# New Sheave



## GFactor (Jan 8, 2014)

If you don't mind me asking, what table saw did you install these on? I have been wanting to do this for a while, but have not had a chance to research. Thanks for posting.

Cheers!


----------



## B4B (Sep 6, 2014)

My 1980s craftsman10" contractor saw. These were 2.5" on a 3450 rpm motor.

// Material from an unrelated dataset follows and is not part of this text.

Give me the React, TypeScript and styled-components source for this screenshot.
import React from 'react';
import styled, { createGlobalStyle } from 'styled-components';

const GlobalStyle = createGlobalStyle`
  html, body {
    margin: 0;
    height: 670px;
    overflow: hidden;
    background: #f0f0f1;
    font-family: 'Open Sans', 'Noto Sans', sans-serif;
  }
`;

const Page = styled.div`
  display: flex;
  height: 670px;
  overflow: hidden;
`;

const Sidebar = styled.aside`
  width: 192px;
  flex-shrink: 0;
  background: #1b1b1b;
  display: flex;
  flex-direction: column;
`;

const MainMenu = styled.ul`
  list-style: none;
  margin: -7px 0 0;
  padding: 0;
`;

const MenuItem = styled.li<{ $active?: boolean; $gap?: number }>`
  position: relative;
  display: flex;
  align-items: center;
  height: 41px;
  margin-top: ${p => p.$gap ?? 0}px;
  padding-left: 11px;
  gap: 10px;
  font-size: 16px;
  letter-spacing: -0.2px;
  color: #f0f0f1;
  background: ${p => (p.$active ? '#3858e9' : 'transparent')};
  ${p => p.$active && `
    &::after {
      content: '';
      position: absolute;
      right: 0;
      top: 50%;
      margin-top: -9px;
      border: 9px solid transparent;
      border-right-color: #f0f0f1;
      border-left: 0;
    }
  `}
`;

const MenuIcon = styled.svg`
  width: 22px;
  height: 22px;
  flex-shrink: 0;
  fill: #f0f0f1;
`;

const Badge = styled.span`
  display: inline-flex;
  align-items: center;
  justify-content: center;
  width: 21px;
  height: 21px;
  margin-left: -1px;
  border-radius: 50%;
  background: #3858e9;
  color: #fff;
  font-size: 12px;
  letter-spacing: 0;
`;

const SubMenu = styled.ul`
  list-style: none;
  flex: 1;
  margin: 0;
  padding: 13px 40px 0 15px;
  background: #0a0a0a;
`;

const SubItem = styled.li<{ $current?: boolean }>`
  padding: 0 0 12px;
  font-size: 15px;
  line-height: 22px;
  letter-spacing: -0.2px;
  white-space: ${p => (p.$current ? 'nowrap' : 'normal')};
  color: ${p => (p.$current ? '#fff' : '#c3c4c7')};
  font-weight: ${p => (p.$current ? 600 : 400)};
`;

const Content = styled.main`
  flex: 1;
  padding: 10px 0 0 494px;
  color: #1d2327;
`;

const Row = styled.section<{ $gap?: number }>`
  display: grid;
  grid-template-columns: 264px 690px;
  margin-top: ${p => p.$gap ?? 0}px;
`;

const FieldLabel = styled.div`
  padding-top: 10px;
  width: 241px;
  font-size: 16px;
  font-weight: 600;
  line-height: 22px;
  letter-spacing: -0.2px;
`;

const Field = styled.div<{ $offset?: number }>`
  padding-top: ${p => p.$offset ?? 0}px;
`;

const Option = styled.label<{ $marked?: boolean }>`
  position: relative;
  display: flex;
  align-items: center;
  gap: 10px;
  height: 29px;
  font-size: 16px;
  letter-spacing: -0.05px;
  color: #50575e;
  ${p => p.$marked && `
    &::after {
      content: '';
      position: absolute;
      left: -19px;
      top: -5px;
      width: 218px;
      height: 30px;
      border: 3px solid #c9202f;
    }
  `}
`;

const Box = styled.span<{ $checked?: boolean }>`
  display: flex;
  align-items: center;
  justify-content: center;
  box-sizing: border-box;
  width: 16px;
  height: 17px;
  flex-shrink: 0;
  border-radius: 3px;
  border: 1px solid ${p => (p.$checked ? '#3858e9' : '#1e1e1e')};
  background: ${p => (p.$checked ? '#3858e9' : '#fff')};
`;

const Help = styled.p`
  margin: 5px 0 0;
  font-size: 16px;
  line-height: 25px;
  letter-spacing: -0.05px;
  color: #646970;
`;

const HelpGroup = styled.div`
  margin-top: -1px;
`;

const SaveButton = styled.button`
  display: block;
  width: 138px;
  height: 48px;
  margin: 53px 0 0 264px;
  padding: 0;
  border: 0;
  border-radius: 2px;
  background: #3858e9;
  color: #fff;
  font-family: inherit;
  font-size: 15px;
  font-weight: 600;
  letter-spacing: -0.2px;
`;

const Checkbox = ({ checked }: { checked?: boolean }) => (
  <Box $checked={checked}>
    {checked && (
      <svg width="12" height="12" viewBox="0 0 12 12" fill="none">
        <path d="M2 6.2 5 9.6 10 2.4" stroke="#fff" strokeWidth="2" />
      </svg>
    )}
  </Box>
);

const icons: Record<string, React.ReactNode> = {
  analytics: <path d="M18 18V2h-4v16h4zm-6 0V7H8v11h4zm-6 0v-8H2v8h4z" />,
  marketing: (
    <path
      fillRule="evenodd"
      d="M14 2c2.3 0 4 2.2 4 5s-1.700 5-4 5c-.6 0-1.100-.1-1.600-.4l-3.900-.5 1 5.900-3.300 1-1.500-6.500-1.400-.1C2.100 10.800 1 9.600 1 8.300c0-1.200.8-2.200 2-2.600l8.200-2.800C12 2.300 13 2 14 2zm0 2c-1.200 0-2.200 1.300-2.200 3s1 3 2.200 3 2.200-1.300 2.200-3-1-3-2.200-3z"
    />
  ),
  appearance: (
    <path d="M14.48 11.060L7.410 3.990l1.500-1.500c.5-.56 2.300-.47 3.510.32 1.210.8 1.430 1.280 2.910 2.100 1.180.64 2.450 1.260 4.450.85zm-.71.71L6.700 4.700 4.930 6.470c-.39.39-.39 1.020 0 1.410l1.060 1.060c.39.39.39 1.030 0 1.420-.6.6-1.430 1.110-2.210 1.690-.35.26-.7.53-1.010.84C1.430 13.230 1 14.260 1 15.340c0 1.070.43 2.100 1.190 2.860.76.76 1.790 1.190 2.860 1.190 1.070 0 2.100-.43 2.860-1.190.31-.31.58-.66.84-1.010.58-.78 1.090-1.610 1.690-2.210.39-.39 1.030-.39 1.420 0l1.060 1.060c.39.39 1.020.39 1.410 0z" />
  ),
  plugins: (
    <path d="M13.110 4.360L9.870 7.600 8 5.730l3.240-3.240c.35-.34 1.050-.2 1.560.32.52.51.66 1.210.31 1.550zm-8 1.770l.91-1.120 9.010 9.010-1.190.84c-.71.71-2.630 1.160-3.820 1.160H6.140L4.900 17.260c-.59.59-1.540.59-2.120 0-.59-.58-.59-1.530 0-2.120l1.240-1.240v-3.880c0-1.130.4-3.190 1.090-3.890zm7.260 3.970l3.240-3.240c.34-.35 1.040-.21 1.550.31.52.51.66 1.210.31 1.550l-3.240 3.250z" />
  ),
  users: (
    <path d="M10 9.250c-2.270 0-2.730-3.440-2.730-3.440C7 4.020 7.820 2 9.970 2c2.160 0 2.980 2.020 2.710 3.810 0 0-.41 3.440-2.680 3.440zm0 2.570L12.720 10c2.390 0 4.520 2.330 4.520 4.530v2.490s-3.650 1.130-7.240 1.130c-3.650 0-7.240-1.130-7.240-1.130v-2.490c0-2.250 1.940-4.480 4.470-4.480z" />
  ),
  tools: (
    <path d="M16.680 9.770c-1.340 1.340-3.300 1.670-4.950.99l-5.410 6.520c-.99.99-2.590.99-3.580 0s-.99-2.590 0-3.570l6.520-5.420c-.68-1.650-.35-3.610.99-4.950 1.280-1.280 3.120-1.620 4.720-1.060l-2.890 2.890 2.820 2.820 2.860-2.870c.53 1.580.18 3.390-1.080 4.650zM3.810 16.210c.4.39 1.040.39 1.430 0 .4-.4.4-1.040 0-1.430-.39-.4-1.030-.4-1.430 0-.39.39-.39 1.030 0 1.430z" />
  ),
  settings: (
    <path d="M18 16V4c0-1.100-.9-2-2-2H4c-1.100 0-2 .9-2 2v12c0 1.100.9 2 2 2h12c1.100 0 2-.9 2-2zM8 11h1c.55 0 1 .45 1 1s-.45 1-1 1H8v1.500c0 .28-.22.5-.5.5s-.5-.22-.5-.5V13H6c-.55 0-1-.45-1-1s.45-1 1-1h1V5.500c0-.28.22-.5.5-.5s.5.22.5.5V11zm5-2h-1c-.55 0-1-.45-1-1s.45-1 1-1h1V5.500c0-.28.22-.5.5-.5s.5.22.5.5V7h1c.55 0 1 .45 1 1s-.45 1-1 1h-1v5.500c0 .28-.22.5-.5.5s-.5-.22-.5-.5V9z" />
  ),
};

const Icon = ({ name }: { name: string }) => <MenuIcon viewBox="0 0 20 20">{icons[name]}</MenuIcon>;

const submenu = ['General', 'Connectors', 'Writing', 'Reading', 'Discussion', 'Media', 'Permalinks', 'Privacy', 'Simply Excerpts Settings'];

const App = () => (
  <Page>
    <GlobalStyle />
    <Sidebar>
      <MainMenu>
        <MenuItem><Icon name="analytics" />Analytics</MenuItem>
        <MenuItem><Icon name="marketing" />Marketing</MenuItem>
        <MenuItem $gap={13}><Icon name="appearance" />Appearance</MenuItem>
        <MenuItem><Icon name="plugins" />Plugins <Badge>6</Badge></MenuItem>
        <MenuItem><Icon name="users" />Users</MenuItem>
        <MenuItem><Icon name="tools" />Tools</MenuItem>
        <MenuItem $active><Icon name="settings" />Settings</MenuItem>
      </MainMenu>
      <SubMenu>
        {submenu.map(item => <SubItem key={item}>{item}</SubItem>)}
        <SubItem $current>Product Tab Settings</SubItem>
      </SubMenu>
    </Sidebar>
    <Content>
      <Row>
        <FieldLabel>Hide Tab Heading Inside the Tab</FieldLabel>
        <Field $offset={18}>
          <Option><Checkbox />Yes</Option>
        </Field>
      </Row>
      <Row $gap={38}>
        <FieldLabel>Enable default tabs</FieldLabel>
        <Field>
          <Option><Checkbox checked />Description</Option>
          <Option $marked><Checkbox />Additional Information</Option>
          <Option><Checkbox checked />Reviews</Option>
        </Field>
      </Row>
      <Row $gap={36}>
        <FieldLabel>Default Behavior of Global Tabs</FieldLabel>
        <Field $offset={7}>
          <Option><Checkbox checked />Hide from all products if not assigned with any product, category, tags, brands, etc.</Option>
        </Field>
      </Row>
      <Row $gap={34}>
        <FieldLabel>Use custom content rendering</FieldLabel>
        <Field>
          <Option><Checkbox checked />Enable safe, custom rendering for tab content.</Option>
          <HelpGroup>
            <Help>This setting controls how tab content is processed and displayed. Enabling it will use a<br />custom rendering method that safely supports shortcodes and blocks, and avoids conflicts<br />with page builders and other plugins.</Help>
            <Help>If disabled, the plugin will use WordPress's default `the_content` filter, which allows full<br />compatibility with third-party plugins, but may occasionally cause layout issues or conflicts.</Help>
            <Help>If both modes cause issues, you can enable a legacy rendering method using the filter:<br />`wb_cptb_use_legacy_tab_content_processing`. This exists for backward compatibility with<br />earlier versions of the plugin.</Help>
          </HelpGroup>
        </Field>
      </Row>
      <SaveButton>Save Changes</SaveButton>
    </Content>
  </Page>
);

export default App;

see my blog entry for a better rundown of the tune up I am working on.


----------



## GFactor (Jan 8, 2014)

Thanks, I actually read the blog after I posted my comment here. I happen to own the Ridgid version, so looks like you did my homework for me. I love it when that happens! Thanks Again!

Cheers


----------



## bobasaurus (Sep 6, 2009)

Huh, never heard a pulley called a sheave before… now I can expand my search when looking for replacement parts.


----------



## B4B (Sep 6, 2014)

Apparently the full assembly is a pulley. But the round part with the groove is a sheave.. . I had to look it up myself.


----------



## B4B (Sep 6, 2014)

Apparently the full assembly is a pulley. But the round part with the groove is a sheave.. . I had to look it up myself.


----------



## GFactor (Jan 8, 2014)

I just figured that was North West Slang 

Learn something new everyday!


----------



## CyberDyneSystems (May 29, 2012)

Sheave, Pulley, Block, Fall, tackle, Mule, ... it's all Greek to me


----------